In this learned, lucid, fascinating account, Kupchan describes both what causes enemies to become friends and the process by which they do it. The stories he tells of Japanese diplomats, American colonists, Gulf Arab emirs and Italian patriots are at once sobering and hopeful: they recognize conflicts of interest, the difficulties of building trust and the burial of old enmities.

Ironically, the process by which states become friends is triggered by a situation familiar to realists. Two or more states find themselves facing a common threat, either foreign or domestic, and begin to signal to one another a new willingness to accommodate. Over time, mutual accommodation becomes self-reinforcing, as governments and the societies they govern come to trust one another and believe the best of one another's motives. War becomes unthinkable and something very like friendship takes hold. In the late 13th century, three cantons of the Holy Roman Empire found that their Hapsburg emperor was tightening control over them and raising their taxes steeply. The three formed a pact under which they would not only jointly defy the Hapsburgs but also institute binding dispute-resolution mechanisms among themselves. Over the centuries this confederation broadened and deepened into modern Switzerland.

To be sure, these stable relationships can backslide. The Swiss cantons fell into a number of civil wars—the most destructive in 1531, when urban Protestant (Zwinglian) and rural Catholic cantons fought. One of the many virtues of Kupchan's book is that he documents failures and offers an explanation for those as well. The Iroquois Federation dissolved into warfare in 1777; rapprochement between Britain and Japan collapsed in the early 1920s, and the two were at war by 1941; a confederation between Senegal and Gambia (Senegambia) fell apart in 1989, after only seven years. Stable peace can erode and end, Kupchan argues, when states lack a common culture or common social structures, or when they fail to build rules for dispute resolution.

Kupchan's conclusions will surprise many and offend some—and not only realists. Among experts who do believe that countries can become friends, the consensus has been that the two chief causes of friendship are economic interdependence (countries that trade extensively find war too expensive) and liberal democracy (democracy provides normative and institutional constraints against initiating war). Thus since the 1980s the U.S. strategy for cultivating better long-term relations with China has emphasized economic ties and promotion of democracy. Kupchan contends that these emphases are misguided. History shows that interdependence is a consequence rather than a cause of stable peace. It also shows that plenty of nondemocratic states—native Amer­i­can tribes, 19th-century Euro­pean mon­archies, Southeast Asian authoritarian states in the 1960s—have launched friendships.

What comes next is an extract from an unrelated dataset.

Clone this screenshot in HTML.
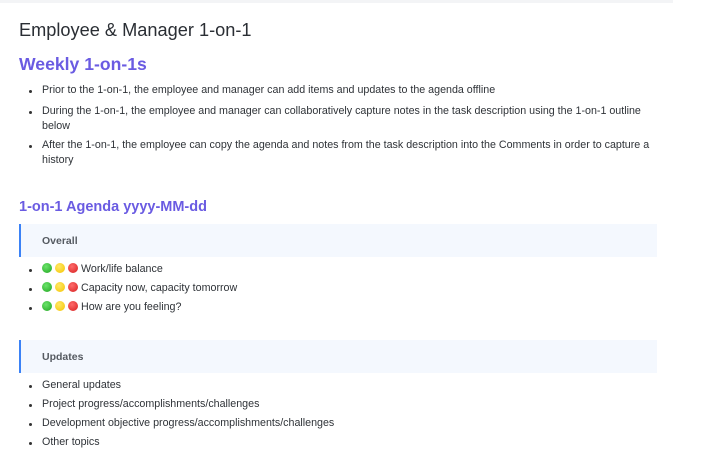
<!DOCTYPE html>
<html><head><meta charset="utf-8"><style>
html,body{margin:0;padding:0;background:#fff;width:703px;height:474px;overflow:hidden;font-family:"Liberation Sans",sans-serif;color:#2a2e34;position:relative}
.topbar{position:absolute;left:0;top:0;width:673px;height:3px;background:#f3f4f6}
.a{position:absolute;white-space:nowrap}
.t{left:19px;top:20px;font-size:18.2px;color:#2a2e34}
.h{left:19px;top:54px;font-size:17.6px;font-weight:bold;color:#6a5be2}
.h2{left:19px;top:199px;font-size:14.5px;font-weight:bold;color:#6a5be2}
.p{font-size:10.7px;color:#2f3338;left:42px}
.b{position:absolute;left:29px;width:3px;height:3px;border-radius:50%;background:#333}
.box{position:absolute;left:19px;width:638px;height:33px;background:#f4f8fe;border-left:2.5px solid #3b82f6;box-sizing:border-box}
.box span{position:absolute;left:21px;top:11px;font-size:10.5px;font-weight:bold;color:#555a61}
.d{display:inline-block;width:10px;height:10px;border-radius:50%;vertical-align:-1px;margin-right:3px}
.g{background:radial-gradient(circle at 40% 35%,#6be36b,#1fa51f)}
.y{background:radial-gradient(circle at 40% 35%,#ffe866,#f5c400)}
.r{background:radial-gradient(circle at 40% 35%,#ff6b6b,#d61f1f);margin-right:3px}
</style></head><body>
<div class="topbar"></div>
<div class="a t">Employee &amp; Manager 1-on-1</div>
<div class="a h">Weekly 1-on-1s</div>

<div class="b" style="top:90px"></div><div class="a p" style="top:84px">Prior to the 1-on-1, the employee and manager can add items and updates to the agenda offline</div>
<div class="b" style="top:111px"></div><div class="a p" style="top:105px">During the 1-on-1, the employee and manager can collaboratively capture notes in the task description using the 1-on-1 outline</div>
<div class="a p" style="top:120px">below</div>
<div class="b" style="top:145px"></div><div class="a p" style="top:139px">After the 1-on-1, the employee can copy the agenda and notes from the task description into the Comments in order to capture a</div>
<div class="a p" style="top:154px">history</div>

<div class="a h2">1-on-1 Agenda yyyy-MM-dd</div>
<div class="box" style="top:224px"><span>Overall</span></div>
<div class="b" style="top:269px"></div><div class="a p" style="top:263px"><i class="d g"></i><i class="d y"></i><i class="d r"></i>Work/life balance</div>
<div class="b" style="top:288px"></div><div class="a p" style="top:282px"><i class="d g"></i><i class="d y"></i><i class="d r"></i>Capacity now, capacity tomorrow</div>
<div class="b" style="top:307px"></div><div class="a p" style="top:301px"><i class="d g"></i><i class="d y"></i><i class="d r"></i>How are you feeling?</div>

<div class="box" style="top:340px"><span>Updates</span></div>
<div class="b" style="top:385px"></div><div class="a p" style="top:379px">General updates</div>
<div class="b" style="top:404px"></div><div class="a p" style="top:398px">Project progress/accomplishments/challenges</div>
<div class="b" style="top:423px"></div><div class="a p" style="top:417px">Development objective progress/accomplishments/challenges</div>
<div class="b" style="top:442px"></div><div class="a p" style="top:436px">Other topics</div>
</body></html>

Kupchan counsels policy makers to focus instead on common cultures and social structures. Norway and Sweden formed a permanent friendship in 1905, aided by cultural similarity in the form of linguistic and religious (Lutheran) ties. Britain and Japan tried the same thing at the same time, but their societies never gelled because of stark cultural differences. As for social structure, the United States' own history illustrates the problem. The Union began to fray in the 19th century as the North industrialized and its farming became completely free-soil, while slavery became more entrenched in the South. By the 1850s each side feared that the other's institutions would become nationally predominant. The Civil War and the abolition of slavery afterward are what ensured a uniform social structure in the U.S.

If Kupchan is right about culture and social structure, this is not necessarily good news. China and the U.S. are far from similar on either measure. The same is true of Israel and its Muslim neighbors. Kupchan insists that he is not forecasting a clash of civilizations, but he does advise that China look to East Asia for community, Turkey to the Muslim world. But it is not clear that culture is a good predictor of international friendship or enmity. The U.S. and Japan have formed a lasting friendship since the 1950s even though Britain and Japan failed to do so in the 1920s. As Kupchan acknowledges, culture and social structure can change. There was a time when Germans believed that their culture was fundamentally different from that of Anglo-America—poetic and communal rather than rationalistic and individualistic—and that that difference made friendship impossible.

Then too, some readers will question Kupchan's apparent assumption that international peace is the highest good. States at peace with their neighbors sometimes behave reprehensibly at home. Close cooperation among the absolute monarchies of Eastern Europe in the 19th century and within the Gulf Cooperation Council (a community of Arab states) more recently were partly a product of common interest in suppressing dissent at home. Some readers may conclude that stable international friendship sometimes exacts too high a moral price.

Others—the realists—will likely question whether countries that become friends really escape the tragedy of international politics. Niebuhr and company might note that in Kupchan's own telling, when states form a common identity they define themselves by what—or who—they are not. The Soviet Union and China in the 1950s bonded over anti-Ameri­canism, the young American states over Anglophobia, the Gulf Cooperation Council states over fear of revolutionary Iran. If deeper inclusion of some requires deeper rejection of others, the flip side of international friendship may be international enmity.

These unintended consequences of friendship are what Palmerston had in mind in 1848. Accused of violating Britain's friendships with France, Poland and other states, Palmerston replied that he was simply avoiding a needless and destructive war with Russia. "We have no eternal allies, and we have no perpetual enemies," he told Parliament, precisely because the two—friendship with some, enmity with others—feed on each other. It is not clear that the old Victorian realist would take a different view today.